Impute missing values in the given dataset.

Parameters:

Name Type Description Default
X ndarray

Input array of shape (n_samples, n_features).

required

Returns:

Type Description
ndarray

Transformed array with missing values imputed.

Source code in glassbox/cleaner/imputers.py
def transform(self, X: np.ndarray) -> np.ndarray:
    """
    Impute missing values in the given dataset.

    Parameters
    ----------
    X : np.ndarray
        Input array of shape (n_samples, n_features).

    Returns
    -------
    np.ndarray
        Transformed array with missing values imputed.
    """
    X_out = X.copy()
    n_features = X.shape[1]

    for col_idx in range(n_features):
        col = X_out[:, col_idx]
        fill_val = self._fill_values.get(str(col_idx), 0.0)

        if np.issubdtype(col.dtype, np.number):
            mask = np.isnan(col)
            X_out[mask, col_idx] = fill_val
        else:
            mask = np.array(
                [v is None or (isinstance(v, float) and np.isnan(v)) for v in col]
            )
            X_out[mask, col_idx] = fill_val

    return X_out

OutlierCapper

OutlierCapper()

Bases: BaseTransformer

Identifies and caps numerical outliers based on specified bounds.

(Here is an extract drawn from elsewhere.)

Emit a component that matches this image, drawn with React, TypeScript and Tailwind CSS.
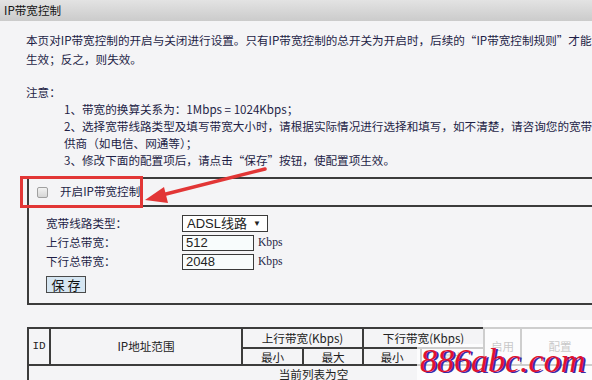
export default function App() {
  const bc = "border-[#3c3c3c]";
  return (
    <div className="relative w-[592px] h-[380px] overflow-hidden bg-[#f4f4f6] text-[11.6px] text-[#1e1e46] font-[family-name:'Noto_Sans_CJK_SC',sans-serif]">
      <div className="h-[21px] bg-gradient-to-b from-[#e3e3e3] to-[#cbcbcb] pl-[4px] leading-[21px] text-[#141414]">
        IP带宽控制
      </div>
      <div className="pl-[26px] pt-[10px] leading-[19px] whitespace-nowrap">
        <div>本页对IP带宽控制的开启与关闭进行设置。只有IP带宽控制的总开关为开启时，后续的“IP带宽控制规则”才能够</div>
        <div>生效；反之，则失效。</div>
      </div>
      <div className="mt-[15px] leading-[17px] whitespace-nowrap">
        <div className="pl-[26px]">注意：</div>
        <div className="pl-[64px]">1、带宽的换算关系为：1Mbps = 1024Kbps；</div>
        <div className="pl-[64px]">2、选择宽带线路类型及填写带宽大小时，请根据实际情况进行选择和填写，如不清楚，请咨询您的宽带提</div>
        <div className="pl-[64px]">供商（如电信、网通等）；</div>
        <div className="pl-[64px]">3、修改下面的配置项后，请点击“保存”按钮，使配置项生效。</div>
      </div>

      <div className={`ml-[27px] mt-[8px] w-[600px] border-l-2 border-t-2 border-b-2 ${bc}`}>
        <div className={`h-[28px] flex items-center border-b-2 ${bc} pl-[8px] gap-[12px]`}>
          <span className="w-[11px] h-[11px] rounded-[2px] border border-[#a0a0a0] bg-gradient-to-b from-[#f2f2f2] to-[#d6d6d6]" />
          <span>开启IP带宽控制</span>
        </div>
        <div className="pl-[17px] pt-[8px] pb-[10px]">
          <div className="flex items-center h-[17px]">
            <span className="w-[136px]">宽带线路类型：</span>
            <div className="w-[86px] h-[17px] border border-[#3a3a3a] bg-white flex items-center justify-between pl-[4px] pr-[6px] text-[13px] text-[#222] font-[family-name:'Liberation_Sans','Noto_Sans_CJK_SC',sans-serif]">
              <span className="leading-[15px]">ADSL线路</span>
              <span className="text-[8px] leading-[15px]">▼</span>
            </div>
          </div>
          <div className="flex items-center h-[16px] mt-[3px]">
            <span className="w-[136px]">上行总带宽：</span>
            <div className="w-[72px] h-[16px] border border-[#3a3a3a] bg-[#f8fcfc] pl-[3px] text-[13px] leading-[14px] text-[#222] font-[family-name:'Liberation_Sans',sans-serif]">512</div>
            <span className="ml-[4px] font-[family-name:'Liberation_Serif',serif]">Kbps</span>
          </div>
          <div className="flex items-center h-[16px] mt-[3px]">
            <span className="w-[136px]">下行总带宽：</span>
            <div className="w-[72px] h-[16px] border border-[#3a3a3a] bg-[#f8fcfc] pl-[3px] text-[13px] leading-[14px] text-[#222] font-[family-name:'Liberation_Sans',sans-serif]">2048</div>
            <span className="ml-[4px] font-[family-name:'Liberation_Serif',serif]">Kbps</span>
          </div>
          <div className="mt-[6px] w-[40px] h-[17px] border border-[#4a4a4a] bg-[#d6e6f2] flex items-center justify-center text-[13px] leading-[15px] text-[#111]">
            保 存
          </div>
        </div>
      </div>

      <table className={`ml-[27px] mt-[22px] w-[571px] table-fixed border-collapse border-2 ${bc} text-[#222] text-center`}>
        <colgroup>
          <col className="w-[22px]" />
          <col className="w-[192px]" />
          <col className="w-[61px]" />
          <col className="w-[60px]" />
          <col className="w-[58px]" />
          <col className="w-[63px]" />
          <col className="w-[37px]" />
          <col className="w-[78px]" />
        </colgroup>
        <tbody>
          <tr className="h-[20px]">
            <td rowSpan={2} className={`border-2 ${bc} p-0 font-[family-name:'Liberation_Mono',monospace] text-[11px]`}>ID</td>
            <td rowSpan={2} className={`border-2 ${bc} p-0`}>IP地址范围</td>
            <td colSpan={2} className={`border-2 ${bc} p-0 leading-[16px]`}>上行带宽(Kbps)</td>
            <td colSpan={2} className={`border-2 ${bc} p-0 leading-[16px]`}>下行带宽(Kbps)</td>
            <td rowSpan={2} className={`border-2 ${bc} p-0`}>启用</td>
            <td rowSpan={2} className={`border-2 ${bc} p-0`}>配置</td>
          </tr>
          <tr className="h-[17px]">
            <td className={`border-2 ${bc} p-0 leading-[14px]`}>最小</td>
            <td className={`border-2 ${bc} p-0 leading-[14px]`}>最大</td>
            <td className={`border-2 ${bc} p-0 leading-[14px]`}>最小</td>
            <td className={`border-2 ${bc} p-0 leading-[14px]`}>最大</td>
          </tr>
          <tr className="h-[18px]">
            <td colSpan={8} className={`border-2 ${bc} p-0 leading-[16px]`}>当前列表为空</td>
          </tr>
        </tbody>
      </table>

      {/* faded watermark area */}
      <div className="absolute left-[483px] top-[320px] w-[109px] h-[24px] bg-white/75" />
      <div className="absolute left-[417px] top-[344px] w-[175px] h-[36px] bg-white/75" />
      <div className="absolute left-[420px] top-[342px] text-[34px] leading-[38px] italic text-[#e0122e] font-[family-name:'Liberation_Serif',serif] [text-shadow:2px_1px_0_#3a2aa8]">
        886abc.com
      </div>

      {/* red annotation */}
      <div className="absolute left-[20px] top-[176px] w-[123px] h-[32px] border-[3px] border-[#e23636]" />
      <svg className="absolute left-0 top-0" width="592" height="380" viewBox="0 0 592 380">
        <line x1="265" y1="169" x2="162" y2="195" stroke="#e23636" strokeWidth="3.5" strokeLinecap="round" />
        <polygon points="145,200 168,203 164,187" fill="#e23636" />
      </svg>
    </div>
  );
}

Source code in glassbox/cleaner/outliers.py
def __init__(self):
    self._bounds: Dict[str, Dict[str, float]] = {}

fit

fit(X)

Detect boundaries for outlier capping from the training data.

Parameters:

Name Type Description Default
X ndarray

Input array of shape (n_samples, n_features).

required

Returns:

Type Description
Self

Fitted outlier capper instance.

Source code in glassbox/cleaner/outliers.py
def fit(self, X: np.ndarray) -> Self:
    """
    Detect boundaries for outlier capping from the training data.

    Parameters
    ----------
    X : np.ndarray
        Input array of shape (n_samples, n_features).

    Returns
    -------
    Self
        Fitted outlier capper instance.
    """
    n_features = X.shape[1]
    for col_idx in range(n_features):
        col = X[:, col_idx]

        if np.issubdtype(col.dtype, np.number):
            col_clean = col[~np.isnan(col)]
        else:
            col_clean = np.array(
                [
                    x
                    for x in col
                    if x is not None and not (isinstance(x, float) and np.isnan(x))
                ]
            )

        if len(col_clean) == 0:
            self._bounds[str(col_idx)] = {"lower": 0.0, "upper": 1.0}
        else:
            lower, upper = calc_iqr(col_clean)
            self._bounds[str(col_idx)] = {"lower": lower, "upper": upper}
    return self

transform

transform(X)

Cap outliers in the input dataset.

Parameters:

Name Type Description Default
X ndarray

Input array of shape (n_samples, n_features).

required

Returns:

Type Description
ndarray

Transformed array with outliers capped.

Source code in glassbox/cleaner/outliers.py
def transform(self, X: np.ndarray) -> np.ndarray:
    """
    Cap outliers in the input dataset.

    Parameters
    ----------
    X : np.ndarray
        Input array of shape (n_samples, n_features).

    Returns
    -------
    np.ndarray
        Transformed array with outliers capped.
    """
    X_out = X.copy()
    n_features = X.shape[1]
    for col_idx in range(n_features):
        bounds = self._bounds.get(str(col_idx), {"lower": 0.0, "upper": 1.0})
        lower = bounds["lower"]
        upper = bounds["upper"]

        col = X_out[:, col_idx]
        if np.issubdtype(col.dtype, np.number):
            mask_clean = ~np.isnan(col)
            # Cap the values only for non-NaN elements
            X_out[mask_clean, col_idx] = np.clip(col[mask_clean], lower, upper)
        else:
            mask_clean = np.array([v is not None for v in col])
            # Objects might fail if not numbers under the hood
            try:
                X_out[mask_clean, col_idx] = np.clip(
                    col[mask_clean].astype(float), lower, upper
                )
            except ValueError:
                pass
    return X_out

MinMaxScaler

MinMaxScaler()

Bases: BaseTransformer

Transforms features by scaling each feature to a given range.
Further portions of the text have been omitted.